The Bunk Police’s efforts have largely been focused on electronic dance music (EDM) fests up until now, where they sell a variety of drug-checking kits so people can discern what they they’re snorting, popping, or ingesting in any other manner.
“I do this because I feel like if I don’t, no one else will,” Auctor explained.
It had been a relatively calm few days up until the fentanyl-laced coke was found at Gathering of the Juggalos, the annual festival that brings together thousands of Insane Clown Posse fans. This year, the four-day event was held in Ohio, one of the states with the highest drug overdose death rates in the country. That’s a motivating factor in why Auctor, who lives in Nebraska, traveled hours to the notorious event. “I’ve been threatening to do it for years,” Auctor said. “I finally made the decision because of the fentanyl epidemic in Ohio.”
Bunk Police will show up at events with or without permission from organizers. That means they can (and sometimes do) get kicked out—as was the case this year at Bonnaroo, according to Auctor—and could even face charges and prison time since drug-checking kits can be considered paraphernalia. Security at a festival once even seized thousands of dollars’ worth of the company’s testing kits, later turning these into police.

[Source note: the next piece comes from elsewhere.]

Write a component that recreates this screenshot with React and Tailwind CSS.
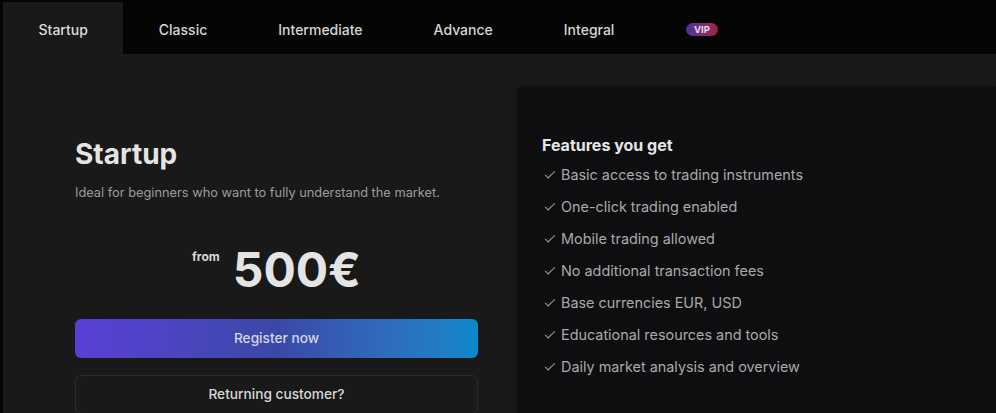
import { Check } from 'lucide-react';

const tabs = ['Startup', 'Classic', 'Intermediate', 'Advance', 'Integral'];

const features = [
  'Basic access to trading instruments',
  'One-click trading enabled',
  'Mobile trading allowed',
  'No additional transaction fees',
  'Base currencies EUR, USD',
  'Educational resources and tools',
  'Daily market analysis and overview',
];

function App() {
  return (
    <div className="w-[996px] h-[413px] overflow-hidden bg-[#050505] font-['Inter',sans-serif] flex flex-col">
      {/* Tabs */}
      <div className="flex h-[54px] pt-[2px] pl-[3px] shrink-0">
        {tabs.map((tab, i) => (
          <div
            key={tab}
            className={
              i === 0
                ? 'flex items-center pt-[3px] px-[35.5px] bg-[#191919] text-[14px] font-medium text-[#dcdcdc]'
                : 'flex items-center pt-[3px] px-[35.5px] text-[14px] font-medium text-[#d6d6d6]'
            }
          >
            {tab}
          </div>
        ))}
        <div className="flex items-center pt-[3px] px-[36px]">
          <span className="h-[13px] px-[8px] rounded-full bg-gradient-to-r from-[#4b2f94] to-[#a11d3e] text-[9.5px] font-bold leading-[13px] text-[#e2dcf0]">
            VIP
          </span>
        </div>
      </div>

      {/* Content */}
      <div className="ml-[3px] flex-1 bg-[#191919] flex">
        <div className="w-[515px] shrink-0 pl-[72px] pr-[40px] pt-[83px]">
          <h2 className="text-[28px] leading-[34px] font-bold text-[#e4e4e4]">Startup</h2>
          <p className="mt-[13px] text-[12.8px] leading-[18px] text-[#9c9c9c]">
            Ideal for beginners who want to fully understand the market.
          </p>
          <div className="mt-[40px] flex justify-center items-start gap-[13px]">
            <span className="mt-[6px] text-[12px] font-bold text-[#d8d8d8]">from</span>
            <span className="text-[48px] leading-[56px] font-bold text-[#e4e4e4]">500€</span>
          </div>
          <button className="mt-[21px] w-full h-[39px] rounded-[6px] bg-gradient-to-r from-[#5a3fd8] via-[#3a48a8] to-[#0a88cc] text-[13.7px] font-medium text-[#d4d6ea]">
            Register now
          </button>
          <button className="mt-[17px] w-full h-[39px] rounded-[6px] border border-[#2a2a2a] text-[13.7px] font-medium text-[#d8d8d8]">
            Returning customer?
          </button>
        </div>

        <div className="flex-1 mt-[33px] bg-[#0e0e10] rounded-tl-[4px] shadow-[0_0_6px_rgba(0,0,0,0.5)] pl-[24px] pt-[47px]">
          <h3 className="text-[16px] leading-[22px] font-bold text-[#e6e6e6]">Features you get</h3>
          <ul className="mt-[3px]">
            {features.map((f) => (
              <li key={f} className="flex items-center h-[32px] text-[14.4px] text-[#a9a9a9]">
                <Check size={14} strokeWidth={1.8} className="ml-[1px] mr-[4px] text-[#a8a8a8]" />
                {f}
              </li>
            ))}
          </ul>
        </div>
      </div>
    </div>
  );
}

export default App;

The Illicit Drug Anti-Proliferation Act (also known as The RAVE Act) has been US law since 2003. It’s a hurdle to Auctor and others in harm reduction being able to conduct their work effectively and in peace. The law means event organizers can be held responsible for drug-related activity on site—it can be used to disallow harm reduction, misconstruing it as being involved with substance use. In reality, services like drug checking can be a life-saving intervention that acknowledges the truth: People will take drugs at events regardless. Still, even outside the US, as is the case in Canada, organizers can site murky legality surrounding drug-checking services, not to mention their permits and insurance being potentially affected.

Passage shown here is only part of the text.